Risks and Considerations
While bonus depreciation is highly beneficial, it’s not without risk or complexity. Consider the following:
- Depreciation Recapture: If the property is sold, the IRS may recapture some of the deductions at a higher tax rate.
- Real Estate Professional Status: Passive losses from depreciation may be limited unless the investor qualifies as a real estate professional.
- Audit Risk: Misclassification of assets without a proper cost segregation study could trigger IRS scrutiny.
- Legislative Risk: Although 100% bonus depreciation is currently law, tax policy is always subject to change.
Working with an experienced CPA and legal team is essential to ensure proper execution and long-term compliance.
Conclusion
With the reinstatement of 100% bonus depreciation, investors have a rare opportunity to combine long-term, low-maintenance income with substantial first-year tax deductions—particularly through targeted investments in NNN-leased gas stations, car washes, and auto repair properties.

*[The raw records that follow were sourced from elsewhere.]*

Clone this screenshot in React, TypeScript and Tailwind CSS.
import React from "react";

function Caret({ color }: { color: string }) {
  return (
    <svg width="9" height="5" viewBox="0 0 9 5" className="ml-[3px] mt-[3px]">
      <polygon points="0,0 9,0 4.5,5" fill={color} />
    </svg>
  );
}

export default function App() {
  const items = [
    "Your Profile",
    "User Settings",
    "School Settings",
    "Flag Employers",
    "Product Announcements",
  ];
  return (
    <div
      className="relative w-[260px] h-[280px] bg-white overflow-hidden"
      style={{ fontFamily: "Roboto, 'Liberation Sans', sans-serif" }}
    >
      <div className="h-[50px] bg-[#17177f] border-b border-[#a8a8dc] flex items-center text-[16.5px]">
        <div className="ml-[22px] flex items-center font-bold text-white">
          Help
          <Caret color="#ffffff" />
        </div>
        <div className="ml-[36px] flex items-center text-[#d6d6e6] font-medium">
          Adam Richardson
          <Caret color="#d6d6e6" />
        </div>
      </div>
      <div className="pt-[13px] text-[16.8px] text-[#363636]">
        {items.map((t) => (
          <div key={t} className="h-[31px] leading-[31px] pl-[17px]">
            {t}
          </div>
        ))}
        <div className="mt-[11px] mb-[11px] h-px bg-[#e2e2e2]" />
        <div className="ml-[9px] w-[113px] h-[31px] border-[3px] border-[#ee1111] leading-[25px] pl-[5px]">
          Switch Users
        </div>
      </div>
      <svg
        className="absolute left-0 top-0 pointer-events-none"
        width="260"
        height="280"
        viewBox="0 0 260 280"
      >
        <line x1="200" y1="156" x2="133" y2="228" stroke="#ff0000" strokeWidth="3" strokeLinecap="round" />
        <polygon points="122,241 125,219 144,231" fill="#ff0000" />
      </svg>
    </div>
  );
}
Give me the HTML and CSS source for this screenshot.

By conducting a cost segregation study and strategically acquiring special-use assets, real estate investors can significantly lower their tax burdens, reinvest more capital, and build a high-yield portfolio designed for both income and appreciation. When used responsibly and with professional guidance, bonus depreciation remains one of the most powerful tools available for wealth creation in real estate.
Disclaimer:
This document is for informational purposes only and does not constitute legal, tax, or investment advice. Investors should consult with a qualified attorney, tax advisor, or financial professional to determine the applicability of bonus depreciation or related tax strategies to their specific situation. Laws and IRS guidelines may change, and individual circumstances vary. Always seek professional guidance before proceeding with a tax planning strategy.